Wären die GOer lernfähig und verfügten über Restanstand, hätten sie Trump im Januar 2021 impeached, sich von ihm befreit, die Ehre der Partei gerettet und ihn damit auch davon ausgeschlossen, erneut zu kandidieren.

Zwei Jahre später scheint immer klarer zu werden, daß Trump für die GOP eine Wahlkampfbürde ist, daß sie mit seiner (extrem wahrscheinlichen) Präsidentschaftskandidatur 2024 schlechtere Chancen haben, das Weiße Haus zurück zu erobern, als mit einem Jahrzehnte jüngeren und weniger irren Mann wie Desantis, der aber moralisch genauso verkommen und politisch genauso rechtsextrem wie IQ45 ist.

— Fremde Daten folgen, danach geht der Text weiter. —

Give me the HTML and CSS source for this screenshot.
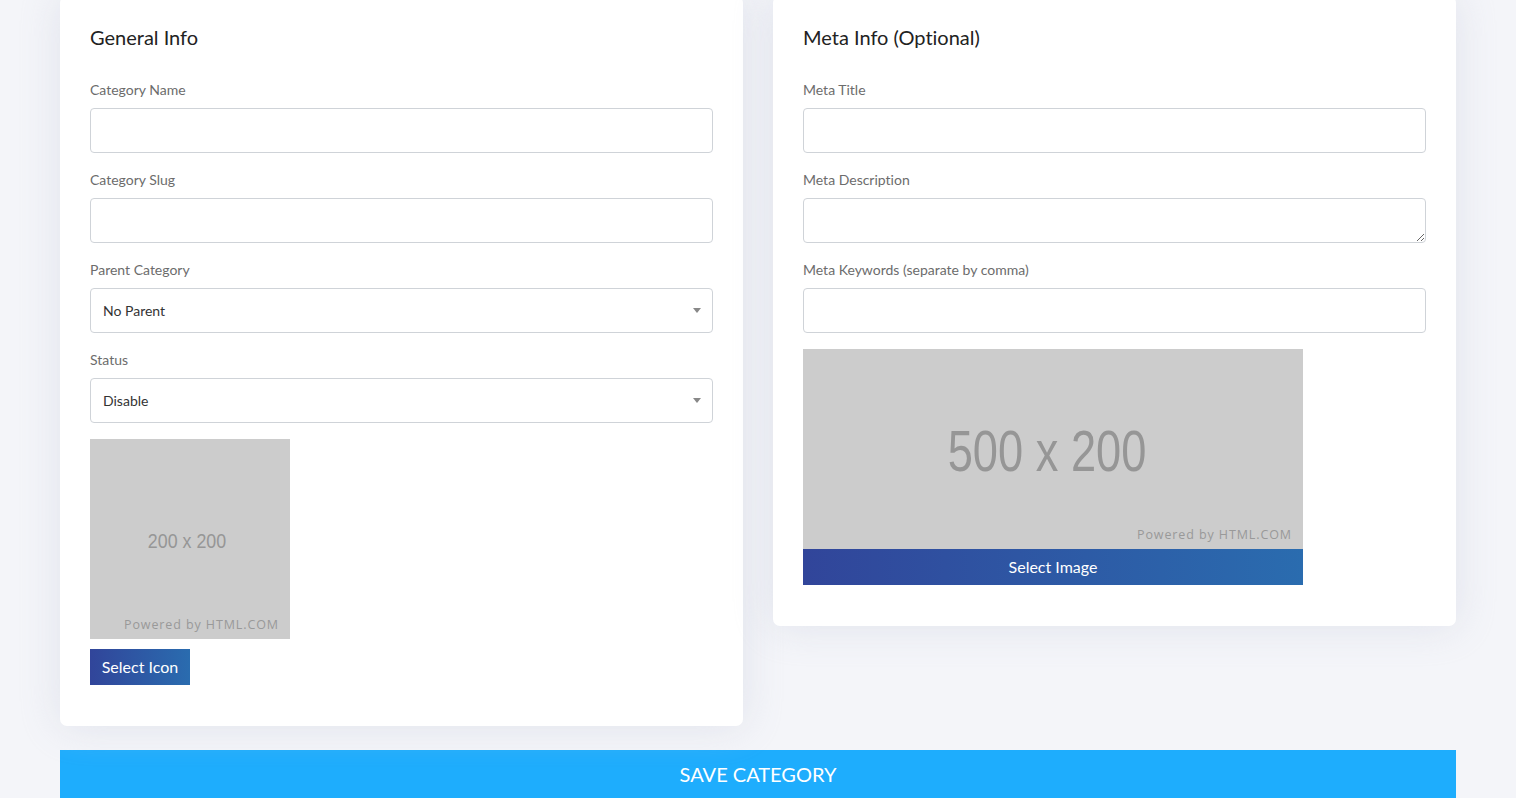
FILE: index.html
```html
<!DOCTYPE html>
<html lang="en">
<head>
<meta charset="utf-8">
<title>Add Category</title>
<link rel="stylesheet" href="styles.css">
</head>
<body>
<div class="page">
  <div class="row">
    <div class="card">
      <h2 class="card-title">General Info</h2>
      <div class="group">
        <label class="label">Category Name</label>
        <input class="control" type="text">
      </div>
      <div class="group">
        <label class="label">Category Slug</label>
        <input class="control" type="text">
      </div>
      <div class="group">
        <label class="label">Parent Category</label>
        <div class="select-wrap">
          <select class="control select"><option>No Parent</option></select>
          <span class="caret"></span>
        </div>
      </div>
      <div class="group">
        <label class="label">Status</label>
        <div class="select-wrap">
          <select class="control select"><option>Disable</option></select>
          <span class="caret"></span>
        </div>
      </div>
      <div class="upload upload-icon">
        <svg class="ph" width="200" height="200" viewBox="0 0 200 200">
          <rect width="200" height="200" fill="#cccccc"/>
          <text transform="translate(97 109) scale(0.85 1)" text-anchor="middle" font-family="Liberation Sans, Arial, sans-serif" font-size="21" fill="#969696">200 x 200</text>
          <text x="189" y="190" text-anchor="end" font-family="Open Sans, sans-serif" font-size="12.5" letter-spacing="0.9" fill="#999999">Powered by HTML.COM</text>
        </svg>
        <button class="btn-grad btn-icon" type="button">Select Icon</button>
      </div>
    </div>
    <div class="card">
      <h2 class="card-title">Meta Info (Optional)</h2>
      <div class="group">
        <label class="label">Meta Title</label>
        <input class="control" type="text">
      </div>
      <div class="group">
        <label class="label">Meta Description</label>
        <textarea class="control textarea"></textarea>
      </div>
      <div class="group">
        <label class="label">Meta Keywords (separate by comma)</label>
        <input class="control" type="text">
      </div>
      <div class="upload upload-image">
        <svg class="ph" width="500" height="200" viewBox="0 0 500 200">
          <rect width="500" height="200" fill="#cccccc"/>
          <text transform="translate(244 122) scale(0.78 1)" text-anchor="middle" font-family="Liberation Sans, Arial, sans-serif" font-size="58" fill="#969696">500 x 200</text>
          <text x="489" y="190" text-anchor="end" font-family="Open Sans, sans-serif" font-size="12.5" letter-spacing="0.9" fill="#999999">Powered by HTML.COM</text>
        </svg>
        <button class="btn-grad btn-image" type="button">Select Image</button>
      </div>
    </div>
  </div>
  <button class="btn-save" type="button">SAVE CATEGORY</button>
</div>
</body>
</html>
```

FILE: styles.css
```css
* { box-sizing: border-box; }
html, body { margin: 0; padding: 0; }
body {
  background: #f4f5f9;
  font-family: "Lato", "Open Sans", sans-serif;
  font-variant-ligatures: no-common-ligatures;
  color: #212529;
  overflow: hidden;
}
.page {
  padding: 0 60px;
  margin-top: -4px;
}
.row {
  display: flex;
  align-items: flex-start;
  gap: 30px;
  margin-bottom: 24px;
}
.card {
  flex: 1 1 0;
  background: #fff;
  border-radius: 7px;
  padding: 29px 30px 30px;
  box-shadow: 0 0 40px rgba(200, 205, 220, 0.45);
}
.card-title {
  margin: 0 0 30px;
  font-size: 20px;
  line-height: 24px;
  font-weight: 400;
  color: #222;
}
.group { margin-bottom: 16px; }
.label {
  display: block;
  font-size: 14px;
  line-height: 21px;
  color: #6c6c6c;
  margin-bottom: 8px;
}
.control {
  display: block;
  width: 100%;
  height: 45px;
  border: 1px solid #cfd3d8;
  border-radius: 4px;
  background: #fff;
  font-family: "Lato", sans-serif;
  font-variant-ligatures: no-common-ligatures;
  font-size: 14px;
  color: #333;
  padding: 0 12px;
  outline: none;
  margin: 0;
}
.textarea {
  resize: vertical;
  padding: 8px 12px;
  min-height: 45px;
}
.select-wrap { position: relative; }
.select {
  -webkit-appearance: none;
  appearance: none;
  cursor: pointer;
}
.caret {
  position: absolute;
  right: 12px;
  top: 20px;
  width: 0;
  height: 0;
  border-left: 4px solid transparent;
  border-right: 4px solid transparent;
  border-top: 5px solid #888;
}
.upload {
  display: flex;
  flex-direction: column;
  align-items: flex-start;
  margin-bottom: 11px;
}
.ph { display: block; }
.btn-grad {
  border: 0;
  color: #fff;
  font-family: "Lato", sans-serif;
  font-size: 16px;
  height: 36px;
  padding: 0 0 2px;
  background: linear-gradient(90deg, #31459a 0%, #2a6caf 100%);
  cursor: pointer;
}
.btn-icon {
  width: 100px;
  margin-top: 10px;
}
.btn-image {
  width: 500px;
}
.btn-save {
  display: block;
  width: 100%;
  height: 50px;
  border: 0;
  padding: 0 0 2px;
  background: #1eadfd;
  color: #fff;
  font-family: "Lato", sans-serif;
  font-size: 20px;
  cursor: pointer;
}
```
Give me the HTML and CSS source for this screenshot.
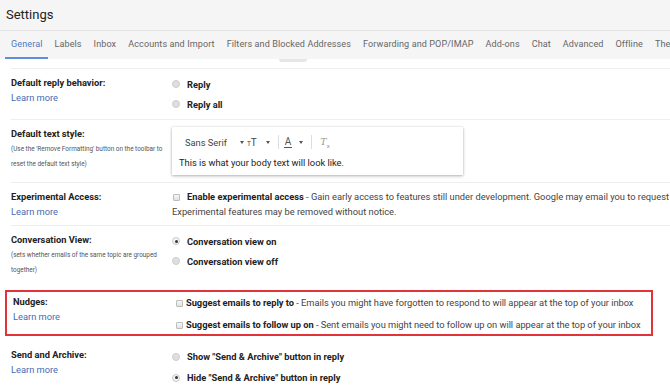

Trump wird aber nicht freiwillig gehen, weil sein Ego alles überstrahlt und er so viele staatsanwaltschaftliche Ermittlungen gegen sich hat, daß er glaubt, nur mit Präsidentieller Immunität dem Knast zu entkommen.

Ich glaube nicht daran, daß McConnell, McCarthy, Cruz und Graham über so viel Rückgrat verfügen, nach Mar A Lago zu fliegen und sich gegen Trump stellen.

Selbst wenn sie das täten, würde der orange geschminkte Soziopath das keinesfalls akzeptieren, sondern eine beispiellose innerparteiliche Schlammschlacht beginnen. Schon heute drohte er Schmutzkampagnen an, um Desantis zu stürzen, sollte dieser es wagen, sich gegen ihn zu stellen. Das Szenario einer GOP im innerparteilichen Totalchaos, könnte die Wähler abschrecken und den Demokraten 2024 helfen.

Das wissen auch die mächtigen Republikaner und daher werden sie sich auch nicht mit ihrem doppelimpeachten Messias anlegen.

Es ist aber ein Dilemma, denn republikanische Strategen werden auch sehen, daß der 44-Jährige Gouverneur, der mit einem Erdrutschsieg den extrem wichtigen Swingstate Florida erneut gewann, höchstwahrscheinlich beste Chancen hätte, gegen den dann 81-Jährigen Biden, der aber wie 101 wirkt, zu gewinnen.